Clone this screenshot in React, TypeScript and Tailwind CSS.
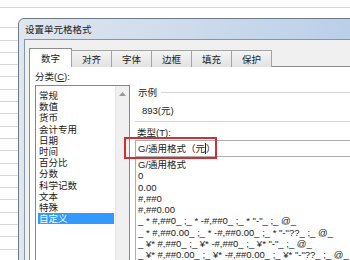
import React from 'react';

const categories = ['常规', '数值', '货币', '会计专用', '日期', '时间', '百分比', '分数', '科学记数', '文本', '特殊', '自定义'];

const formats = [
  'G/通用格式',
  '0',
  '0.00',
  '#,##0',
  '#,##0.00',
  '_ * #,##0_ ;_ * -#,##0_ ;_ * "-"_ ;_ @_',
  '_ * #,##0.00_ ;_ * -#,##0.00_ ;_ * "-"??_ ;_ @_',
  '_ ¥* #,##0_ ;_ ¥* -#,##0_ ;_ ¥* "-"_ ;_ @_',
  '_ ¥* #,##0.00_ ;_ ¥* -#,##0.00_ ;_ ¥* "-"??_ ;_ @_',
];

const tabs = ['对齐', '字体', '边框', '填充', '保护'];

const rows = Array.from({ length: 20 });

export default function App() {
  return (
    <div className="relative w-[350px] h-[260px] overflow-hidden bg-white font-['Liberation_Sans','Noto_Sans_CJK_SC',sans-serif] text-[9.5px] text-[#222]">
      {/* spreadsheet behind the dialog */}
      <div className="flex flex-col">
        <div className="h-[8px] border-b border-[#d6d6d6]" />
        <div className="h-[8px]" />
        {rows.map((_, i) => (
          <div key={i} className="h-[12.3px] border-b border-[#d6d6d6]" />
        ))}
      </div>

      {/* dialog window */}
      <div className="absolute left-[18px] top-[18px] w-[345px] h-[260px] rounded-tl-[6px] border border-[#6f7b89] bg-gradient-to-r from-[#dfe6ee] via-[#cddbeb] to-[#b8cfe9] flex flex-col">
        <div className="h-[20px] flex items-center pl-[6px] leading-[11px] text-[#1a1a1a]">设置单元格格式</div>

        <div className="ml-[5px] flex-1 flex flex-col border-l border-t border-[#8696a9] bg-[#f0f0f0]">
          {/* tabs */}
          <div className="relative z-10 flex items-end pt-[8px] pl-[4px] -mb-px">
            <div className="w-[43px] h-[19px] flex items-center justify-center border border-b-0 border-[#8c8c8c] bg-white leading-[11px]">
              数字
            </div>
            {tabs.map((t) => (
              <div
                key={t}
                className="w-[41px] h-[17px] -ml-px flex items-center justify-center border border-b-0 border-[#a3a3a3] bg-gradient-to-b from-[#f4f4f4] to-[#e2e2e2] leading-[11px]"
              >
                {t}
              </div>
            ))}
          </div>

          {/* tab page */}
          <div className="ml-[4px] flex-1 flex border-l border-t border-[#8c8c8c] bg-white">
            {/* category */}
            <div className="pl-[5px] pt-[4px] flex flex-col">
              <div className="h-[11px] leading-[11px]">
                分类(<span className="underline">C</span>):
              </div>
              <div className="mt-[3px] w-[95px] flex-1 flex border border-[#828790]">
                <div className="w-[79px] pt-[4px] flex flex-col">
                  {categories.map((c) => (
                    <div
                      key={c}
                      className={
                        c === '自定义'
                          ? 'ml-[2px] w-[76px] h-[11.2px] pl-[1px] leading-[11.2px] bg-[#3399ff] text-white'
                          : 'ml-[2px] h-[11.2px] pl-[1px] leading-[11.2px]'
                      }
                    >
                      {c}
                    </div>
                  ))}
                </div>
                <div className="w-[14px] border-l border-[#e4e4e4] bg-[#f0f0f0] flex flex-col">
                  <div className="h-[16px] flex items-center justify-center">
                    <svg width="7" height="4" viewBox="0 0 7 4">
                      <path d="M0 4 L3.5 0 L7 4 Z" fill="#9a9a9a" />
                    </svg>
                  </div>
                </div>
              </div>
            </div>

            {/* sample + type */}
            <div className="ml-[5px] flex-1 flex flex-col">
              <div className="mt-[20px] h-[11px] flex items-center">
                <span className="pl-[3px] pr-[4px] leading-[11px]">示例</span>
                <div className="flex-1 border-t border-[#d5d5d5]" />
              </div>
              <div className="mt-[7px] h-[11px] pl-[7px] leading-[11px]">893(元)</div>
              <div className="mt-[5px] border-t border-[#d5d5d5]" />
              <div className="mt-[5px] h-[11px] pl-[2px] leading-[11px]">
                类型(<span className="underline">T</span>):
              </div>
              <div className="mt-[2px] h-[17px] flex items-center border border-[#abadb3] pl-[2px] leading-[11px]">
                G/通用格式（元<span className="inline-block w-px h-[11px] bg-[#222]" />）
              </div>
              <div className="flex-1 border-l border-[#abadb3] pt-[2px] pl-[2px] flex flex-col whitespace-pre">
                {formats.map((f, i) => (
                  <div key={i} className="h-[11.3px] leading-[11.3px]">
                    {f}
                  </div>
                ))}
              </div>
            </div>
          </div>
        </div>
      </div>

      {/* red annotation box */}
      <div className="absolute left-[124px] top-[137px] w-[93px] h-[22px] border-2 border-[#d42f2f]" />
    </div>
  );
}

○ ○ ○ ○ ○ ○ ○

§ **PROBLEM STATEMENT**
Replicate the material above verbatim; images stay out of the copy.

§ **SOLVED PROBLEM**
Clone this screenshot in React, TypeScript and Tailwind CSS.
import React from 'react';

const categories = ['常规', '数值', '货币', '会计专用', '日期', '时间', '百分比', '分数', '科学记数', '文本', '特殊', '自定义'];

const formats = [
  'G/通用格式',
  '0',
  '0.00',
  '#,##0',
  '#,##0.00',
  '_ * #,##0_ ;_ * -#,##0_ ;_ * "-"_ ;_ @_',
  '_ * #,##0.00_ ;_ * -#,##0.00_ ;_ * "-"??_ ;_ @_',
  '_ ¥* #,##0_ ;_ ¥* -#,##0_ ;_ ¥* "-"_ ;_ @_',
  '_ ¥* #,##0.00_ ;_ ¥* -#,##0.00_ ;_ ¥* "-"??_ ;_ @_',
];

const tabs = ['对齐', '字体', '边框', '填充', '保护'];

const rows = Array.from({ length: 20 });

export default function App() {
  return (
    <div className="relative w-[350px] h-[260px] overflow-hidden bg-white font-['Liberation_Sans','Noto_Sans_CJK_SC',sans-serif] text-[9.5px] text-[#222]">
      {/* spreadsheet behind the dialog */}
      <div className="flex flex-col">
        <div className="h-[8px] border-b border-[#d6d6d6]" />
        <div className="h-[8px]" />
        {rows.map((_, i) => (
          <div key={i} className="h-[12.3px] border-b border-[#d6d6d6]" />
        ))}
      </div>

      {/* dialog window */}
      <div className="absolute left-[18px] top-[18px] w-[345px] h-[260px] rounded-tl-[6px] border border-[#6f7b89] bg-gradient-to-r from-[#dfe6ee] via-[#cddbeb] to-[#b8cfe9] flex flex-col">
        <div className="h-[20px] flex items-center pl-[6px] leading-[11px] text-[#1a1a1a]">设置单元格格式</div>

        <div className="ml-[5px] flex-1 flex flex-col border-l border-t border-[#8696a9] bg-[#f0f0f0]">
          {/* tabs */}
          <div className="relative z-10 flex items-end pt-[8px] pl-[4px] -mb-px">
            <div className="w-[43px] h-[19px] flex items-center justify-center border border-b-0 border-[#8c8c8c] bg-white leading-[11px]">
              数字
            </div>
            {tabs.map((t) => (
              <div
                key={t}
                className="w-[41px] h-[17px] -ml-px flex items-center justify-center border border-b-0 border-[#a3a3a3] bg-gradient-to-b from-[#f4f4f4] to-[#e2e2e2] leading-[11px]"
              >
                {t}
              </div>
            ))}
          </div>

          {/* tab page */}
          <div className="ml-[4px] flex-1 flex border-l border-t border-[#8c8c8c] bg-white">
            {/* category */}
            <div className="pl-[5px] pt-[4px] flex flex-col">
              <div className="h-[11px] leading-[11px]">
                分类(<span className="underline">C</span>):
              </div>
              <div className="mt-[3px] w-[95px] flex-1 flex border border-[#828790]">
                <div className="w-[79px] pt-[4px] flex flex-col">
                  {categories.map((c) => (
                    <div
                      key={c}
                      className={
                        c === '自定义'
                          ? 'ml-[2px] w-[76px] h-[11.2px] pl-[1px] leading-[11.2px] bg-[#3399ff] text-white'
                          : 'ml-[2px] h-[11.2px] pl-[1px] leading-[11.2px]'
                      }
                    >
                      {c}
                    </div>
                  ))}
                </div>
                <div className="w-[14px] border-l border-[#e4e4e4] bg-[#f0f0f0] flex flex-col">
                  <div className="h-[16px] flex items-center justify-center">
                    <svg width="7" height="4" viewBox="0 0 7 4">
                      <path d="M0 4 L3.5 0 L7 4 Z" fill="#9a9a9a" />
                    </svg>
                  </div>
                </div>
              </div>
            </div>

            {/* sample + type */}
            <div className="ml-[5px] flex-1 flex flex-col">
              <div className="mt-[20px] h-[11px] flex items-center">
                <span className="pl-[3px] pr-[4px] leading-[11px]">示例</span>
                <div className="flex-1 border-t border-[#d5d5d5]" />
              </div>
              <div className="mt-[7px] h-[11px] pl-[7px] leading-[11px]">893(元)</div>
              <div className="mt-[5px] border-t border-[#d5d5d5]" />
              <div className="mt-[5px] h-[11px] pl-[2px] leading-[11px]">
                类型(<span className="underline">T</span>):
              </div>
              <div className="mt-[2px] h-[17px] flex items-center border border-[#abadb3] pl-[2px] leading-[11px]">
                G/通用格式（元<span className="inline-block w-px h-[11px] bg-[#222]" />）
              </div>
              <div className="flex-1 border-l border-[#abadb3] pt-[2px] pl-[2px] flex flex-col whitespace-pre">
                {formats.map((f, i) => (
                  <div key={i} className="h-[11.3px] leading-[11.3px]">
                    {f}
                  </div>
                ))}
              </div>
            </div>
          </div>
        </div>
      </div>

      {/* red annotation box */}
      <div className="absolute left-[124px] top-[137px] w-[93px] h-[22px] border-2 border-[#d42f2f]" />
    </div>
  );
}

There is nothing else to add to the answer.